The other reason is the shift from physical media to streaming. While that move has offered me access to tens of thousands of artists I otherwise never would have encountered, it also diminishes the urgency to sample them. Back when I bought CDs, I made damn sure I listened to an album after shelling out $12 for it.

I mention all of this to explain why I won’t be offering up a personal list of the top albums of 2022. I’ll reserve my best-of content for the movies, and I’ll have a ton of it.
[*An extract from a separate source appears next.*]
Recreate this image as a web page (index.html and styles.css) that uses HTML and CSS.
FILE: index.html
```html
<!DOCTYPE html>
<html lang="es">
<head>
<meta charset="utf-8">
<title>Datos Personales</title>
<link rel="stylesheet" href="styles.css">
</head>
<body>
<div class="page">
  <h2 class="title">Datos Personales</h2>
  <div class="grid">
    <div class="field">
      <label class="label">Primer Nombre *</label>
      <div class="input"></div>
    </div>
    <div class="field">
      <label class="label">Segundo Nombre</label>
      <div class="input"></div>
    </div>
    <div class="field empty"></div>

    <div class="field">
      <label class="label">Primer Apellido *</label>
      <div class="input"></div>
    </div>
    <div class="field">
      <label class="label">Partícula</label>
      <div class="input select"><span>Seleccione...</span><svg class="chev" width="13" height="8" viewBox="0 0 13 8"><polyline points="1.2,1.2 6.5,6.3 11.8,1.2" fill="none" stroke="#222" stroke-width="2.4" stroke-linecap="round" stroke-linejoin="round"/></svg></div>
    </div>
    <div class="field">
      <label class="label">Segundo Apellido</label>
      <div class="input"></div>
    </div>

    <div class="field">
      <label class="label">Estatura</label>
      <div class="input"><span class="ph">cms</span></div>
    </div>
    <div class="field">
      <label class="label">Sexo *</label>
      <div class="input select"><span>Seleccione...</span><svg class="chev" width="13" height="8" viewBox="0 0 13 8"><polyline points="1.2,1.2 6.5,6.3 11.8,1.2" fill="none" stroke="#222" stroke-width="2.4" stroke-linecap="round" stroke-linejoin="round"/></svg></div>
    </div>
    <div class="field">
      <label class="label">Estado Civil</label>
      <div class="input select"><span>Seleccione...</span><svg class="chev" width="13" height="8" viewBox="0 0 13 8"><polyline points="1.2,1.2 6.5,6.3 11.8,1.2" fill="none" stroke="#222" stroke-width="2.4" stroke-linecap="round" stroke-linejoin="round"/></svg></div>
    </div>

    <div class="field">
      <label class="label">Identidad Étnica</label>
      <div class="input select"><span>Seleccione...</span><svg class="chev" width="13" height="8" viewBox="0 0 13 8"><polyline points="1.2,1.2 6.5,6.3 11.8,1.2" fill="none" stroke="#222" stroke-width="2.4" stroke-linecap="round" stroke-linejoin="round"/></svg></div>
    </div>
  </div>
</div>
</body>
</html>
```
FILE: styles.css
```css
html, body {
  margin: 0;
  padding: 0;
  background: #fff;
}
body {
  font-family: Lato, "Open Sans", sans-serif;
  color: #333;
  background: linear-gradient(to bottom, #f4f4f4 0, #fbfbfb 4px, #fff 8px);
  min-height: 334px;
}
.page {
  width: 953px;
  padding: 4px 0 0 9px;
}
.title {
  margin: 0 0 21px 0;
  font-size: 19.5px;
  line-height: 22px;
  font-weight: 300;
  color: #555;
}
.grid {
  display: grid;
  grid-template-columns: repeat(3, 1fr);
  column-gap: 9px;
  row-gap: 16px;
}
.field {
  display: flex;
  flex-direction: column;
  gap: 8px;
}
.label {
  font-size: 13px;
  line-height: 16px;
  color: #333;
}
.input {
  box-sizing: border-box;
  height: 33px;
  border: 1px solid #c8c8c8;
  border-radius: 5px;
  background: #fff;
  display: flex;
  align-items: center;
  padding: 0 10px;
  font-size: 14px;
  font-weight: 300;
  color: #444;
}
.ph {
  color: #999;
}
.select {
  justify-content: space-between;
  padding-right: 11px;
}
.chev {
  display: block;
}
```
But over the next couple of weeks, I will highlight some of my favorite musical highlights of the year, and I’ll spend some time on the albums critics seem to agree were among 2022’s best.
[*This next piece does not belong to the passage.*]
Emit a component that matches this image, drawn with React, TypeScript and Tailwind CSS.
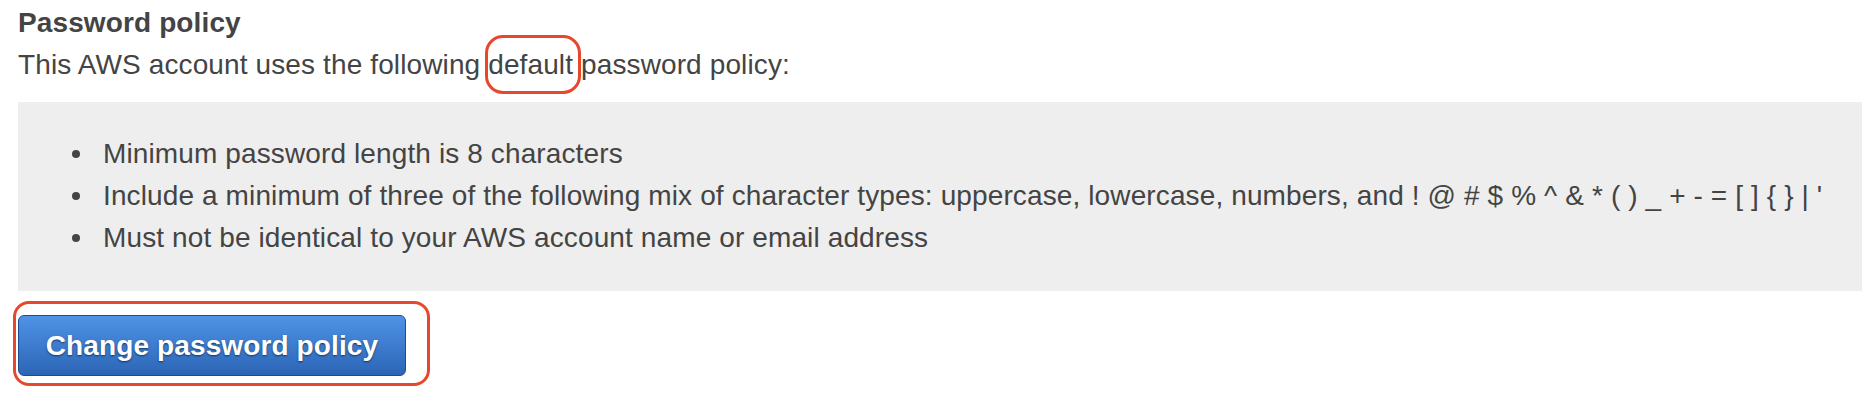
import React from "react";

const rules = [
  "Minimum password length is 8 characters",
  "Include a minimum of three of the following mix of character types: uppercase, lowercase, numbers, and ! @ # $ % ^ & * ( ) _ + - = [ ] { } | '",
  "Must not be identical to your AWS account name or email address",
];

// red marker drawn around a highlighted element
function Ring({ className }: { className: string }) {
  return (
    <span
      className={`pointer-events-none absolute border-[3.5px] border-[#e8472b] ${className}`}
    />
  );
}

export default function App() {
  return (
    <div className="w-[1862px] h-[400px] bg-white pl-[18px] pt-[2px] font-['Liberation_Sans',Arial,sans-serif] text-[28px] leading-[42px] tracking-[0.12px] text-[#444444]">
      <h2 className="font-bold">Password policy</h2>
      <p>
        This AWS account uses the following{" "}
        <span className="relative">
          default
          <Ring className="-top-[14px] -bottom-[14px] -left-[3px] -right-[8px] rounded-[18px]" />
        </span>{" "}
        password policy:
      </p>

      <div className="mt-[16px] bg-[#eeeeee] pt-[31px] pb-[32px]">
        <ul>
          {rules.map((rule) => (
            <li key={rule} className="flex items-center">
              <span className="ml-[54px] mr-[23px] h-[8px] w-[8px] rounded-full bg-[#444444]" />
              <span>{rule}</span>
            </li>
          ))}
        </ul>
      </div>

      <div className="relative mt-[24px] inline-block">
        <button className="h-[61px] w-[388px] rounded-[6px] border border-[#1d4c91] bg-gradient-to-b from-[#4f93e6] to-[#2c65b6] font-bold text-white [text-shadow:0_1px_2px_rgba(0,0,0,0.55)]">
          Change password policy
        </button>
        <Ring className="-top-[14px] -bottom-[10px] -left-[5px] -right-[24px] rounded-[16px]" />
      </div>
    </div>
  );
}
Today’s selection is one of the latter. Rosalia’s Motomami was one of only two albums to show up on all three New York Times critics’ year-end lists, and it has been widely praised elsewhere.

This is the Spanish singer’s third full-length album, and one that sees her embracing a smorgasbord of genres, including flamenco, hip-hop, electropop, mambo, and bachata. As the Times’ Jon Pareles puts it, “every track morphs as it unfolds, hopping across the Americas and back to Spain, rarely giving away where it’s headed.”

It might all be a bit much for me, to be honest. It’s not exactly a passive listen. I’ve skipped around the tracklist and it really does feel like a different album from song to song, which is kind of thrilling and exhausting at the same time.

[Verso 1: ROSALÍA]
Lo que pasó a ti te lo cuento
No creas que no dolió
O que me lo invento
Así es que se dio
Yo tenía mi bebé
Era algo bien especial
Pero me obsesioné
Con algo que a él le hacía mal
Miles de cancione’ en mi mente
Y él me lo notaba
Y él tanta’ vece’ que me lo decía
Y yo como si nada

[Coro: The Weeknd]
Es mala amante la fama, no va a quererte de verdad
Es demasia’o traicionera, y como ella viene, se te va
Sabe’ que será celosa, yo nunca le confiaré
Si quiere’ duerme con ella, pero nunca la vayas a casar

[Verso 2: The Weeknd]
Lo que pasó me ha dejado en vela
Ya no puedo ni pensar
La sangre le hierve
Siempre quiere más
Puñalaítas da su ambición
En el pecho afilada, es lo peor

[Coro: ROSALÍA]
Es mala amante la fama y no va a quererme de verdad
Es demasia’o traicionera, y como ella viene, se me va
Yo sé que será celosa, yo nunca le confiaré
Si quiero duermo con ella, pero nunca me la voy a casar

[Puente: ROSALÍA & The Weeknd]
No hay manera
De que esta obsesión se me fuera
Se me fuera, ya desaparezca
Yo aún no he aprendío’ la manera
No hay manera que desaparezca

[Coro: The Weeknd & ROSALÍA]
Es mala amante la fama, no va a quererte de verdad
Es demasia’o traicionera, y como ella viene, se te va
Yo sé que será celosa, yo nunca le confiaré
Si quiero duermo con ella, pero nunca me la voy a casar

2 thoughts on “Song of the Day #5,270: ‘La Fama’ – Rosalia feat. The Weeknd

  1. Dana Gallup says:

    I’m impressed with The Weeknd singing in Spanish!

    Looking forward to the exposure to the best music of 2022.

  2. Amy says:

    You’ve captured the reasons I rarely encounter new music, too. With precious listening time, I want to enjoy the music I love and get to know the new music of artists I love.

    For me, the exception, largely, is new music I’m exposed to because of my young adult children who will share with me those songs and artists they anticipate I’ll enjoy. If not for them, I’d likely never know the names of any of these new artists.